With that said, strictly following structured concurrency is generally too restrictive in practice, and it makes it impossible to experiment and innovate around resource scoping and lifecycles (Fs2 is an excellent example of this: the entire framework is structured, but its implementation is in terms of unstructured primitives; Cats Effect's Supervisor is a simpler and more self-contained example). I generally agree that structured concurrency should be the user-facing default in all cases, but denying access to unstructured primitives is too restrictive a stance from a framework which is as low-level as this one. My recommendation would be to retain the backpressure semantic for combinators (including alt), but think carefully about an unstructured forking operation (similar to Cats Effect's start).

0 replies

He-Pin · 2023-03-30T03:25:23Z

He-Pin
Mar 30, 2023

@alexandru @viktorklang @jdegoes ping~ would be great to have your thoughts too

0 replies

odersky · 2023-03-30T08:02:05Z

odersky
Mar 30, 2023
Maintainer

@djspiewak Thanks for your comments. This repo is still a strawman which means, made to be knocked down 😉. So it's really valuable to get constructive criticism at this early state.

I did not fully understand the point about async interruption:

while the latter is implemented by Cats Effect in the form of a three-way race condition in the IO.async internals, and by Thread in the form of InterruptedException on some (but sadly not all) hard-blocking operations. If I understand this repository correctly, the former is implemented (by checking cancelation on .await, which corresponds to Cats' flatMap), but the latter is not implemented at all. This is the real meat of what Adam is pointing out here.

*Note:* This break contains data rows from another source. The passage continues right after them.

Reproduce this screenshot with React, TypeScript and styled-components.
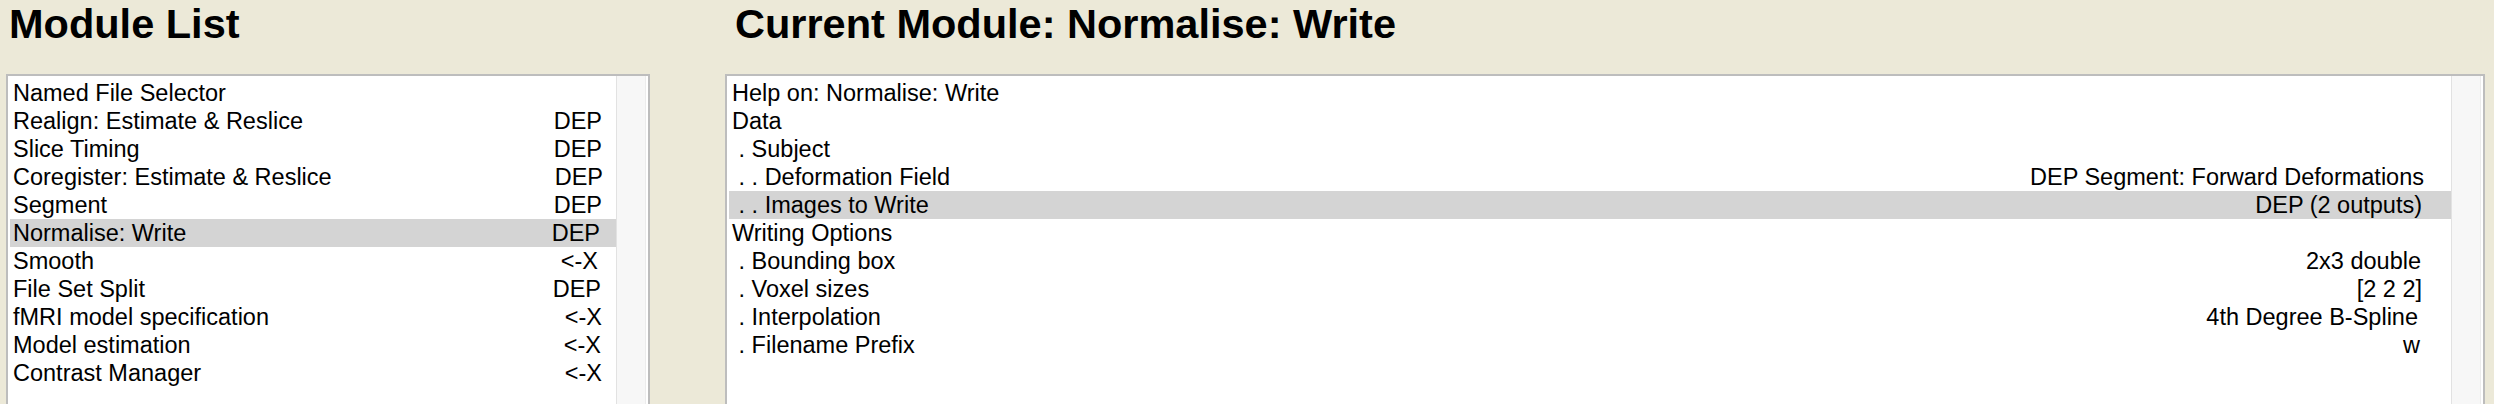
import React from "react";
import styled, { createGlobalStyle } from "styled-components";

const Global = createGlobalStyle`
  html, body {
    margin: 0;
    padding: 0;
    background: #ece9d8;
    overflow: hidden;
  }
  body {
    font-family: "Liberation Sans", Arial, Helvetica, sans-serif;
    color: #000;
  }
`;

const Page = styled.div`
  display: grid;
  grid-template-columns: 644px 1760px;
  column-gap: 75px;
  padding-left: 6px;
  height: 404px;
  overflow: hidden;
`;

const Column = styled.section`
  display: flex;
  flex-direction: column;
  min-width: 0;
`;

const Title = styled.h1<{ $indent: number }>`
  margin: 0;
  height: 74px;
  box-sizing: border-box;
  padding: 3px 0 0 ${(p) => p.$indent}px;
  font-size: 41.5px;
  line-height: 41px;
  font-weight: 700;
  white-space: nowrap;
`;

const Box = styled.div`
  display: flex;
  height: 340px;
  background: #fff;
  border: 2px solid #bdbdbd;
  border-bottom: none;
  overflow: hidden;
`;

const List = styled.ul`
  flex: 1;
  margin: 0;
  padding: 3px 0 0 2px;
  list-style: none;
  min-width: 0;
`;

const Row = styled.li<{ $selected?: boolean; $padRight: number }>`
  display: flex;
  justify-content: space-between;
  align-items: baseline;
  height: 28px;
  padding: 0 ${(p) => p.$padRight}px 0 3px;
  font-size: 23.5px;
  line-height: 29px;
  white-space: pre;
  background: ${(p) => (p.$selected ? "#d4d4d4" : "transparent")};
`;

const Label = styled.span``;

const Value = styled.span<{ $nudge?: number }>`
  margin-right: ${(p) => p.$nudge ?? 0}px;
`;

const Scrollbar = styled.div`
  width: 28px;
  flex: none;
  background: #f7f7f7;
  border-left: 1px solid #e2e2e2;
  border-right: 1px solid #ececec;
  margin-right: 2px;
`;

type Item = { label: string; value?: string; selected?: boolean; nudge?: number };

const modules: Item[] = [
  { label: "Named File Selector" },
  { label: "Realign: Estimate & Reslice", value: "DEP" },
  { label: "Slice Timing", value: "DEP" },
  { label: "Coregister: Estimate & Reslice", value: "DEP", nudge: -1 },
  { label: "Segment", value: "DEP" },
  { label: "Normalise: Write", value: "DEP", selected: true, nudge: 2 },
  { label: "Smooth", value: "<-X", nudge: 4 },
  { label: "File Set Split", value: "DEP", nudge: 1 },
  { label: "fMRI model specification", value: "<-X" },
  { label: "Model estimation", value: "<-X", nudge: 1 },
  { label: "Contrast Manager", value: "<-X" },
];

const options: Item[] = [
  { label: "Help on: Normalise: Write" },
  { label: "Data" },
  { label: " . Subject" },
  { label: " . . Deformation Field", value: "DEP Segment: Forward Deformations" },
  { label: " . . Images to Write", value: "DEP (2 outputs)", selected: true, nudge: 2 },
  { label: "Writing Options" },
  { label: " . Bounding box", value: "2x3 double", nudge: 3 },
  { label: " . Voxel sizes", value: "[2 2 2]", nudge: 2 },
  { label: " . Interpolation", value: "4th Degree B-Spline", nudge: 6 },
  { label: " . Filename Prefix", value: "w", nudge: 4 },
];

function Panel({
  title,
  items,
  padRight,
  indent,
}: {
  title: string;
  items: Item[];
  padRight: number;
  indent: number;
}) {
  return (
    <Column>
      <Title $indent={indent}>{title}</Title>
      <Box>
        <List>
          {items.map((it, i) => (
            <Row key={i} $selected={it.selected} $padRight={padRight}>
              <Label>{it.label}</Label>
              {it.value && <Value $nudge={it.nudge}>{it.value}</Value>}
            </Row>
          ))}
        </List>
        <Scrollbar />
      </Box>
    </Column>
  );
}

export default function App() {
  return (
    <>
      <Global />
      <Page>
        <Panel title="Module List" items={modules} padRight={14} indent={3} />
        <Panel
          title="Current Module: Normalise: Write"
          items={options}
          padRight={27}
          indent={10}
        />
      </Page>
    </>
  );
}
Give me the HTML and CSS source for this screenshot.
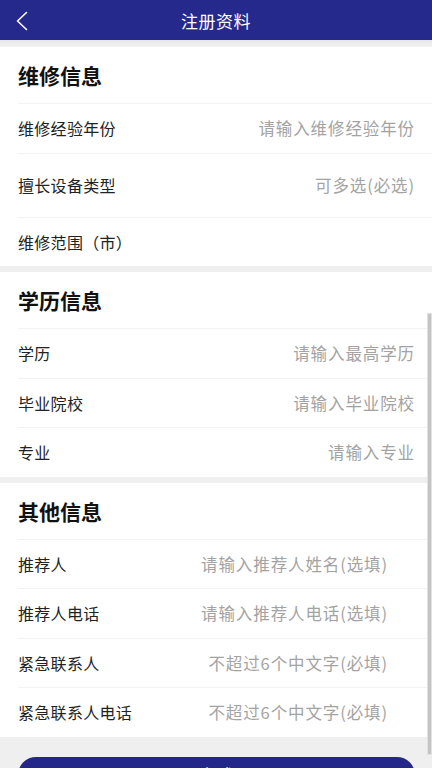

Did you have in mind that when cancelling a future, we also should do a Thread.interrupt() to get the future out of states where it blocks in some JDK defined way? I agree, this would be necessary. So far, integration with the Java thread model is very rudimentary. What other things need to be done?

I think I also agree with you that structured concurrency should be the default. In fact, if we implement that strategy, the opt-out is already available, since we can unlink a cancellable, which means it will not get cancelled when its scope is completed.

0 replies

odersky · 2023-03-30T08:43:03Z

odersky
Mar 30, 2023
Maintainer

See db25ad4 in #13 for changes that implement the structured concurrency rules for cancellation. (As always so far, totally ignoring optimizations).

0 replies

djspiewak · 2023-03-30T17:09:47Z

djspiewak
Mar 30, 2023

Did you have in mind that when cancelling a future, we also should do a Thread.interrupt() to get the future out of states where it blocks in some JDK defined way? I agree, this would be necessary. So far, integration with the Java thread model is very rudimentary. What other things need to be done?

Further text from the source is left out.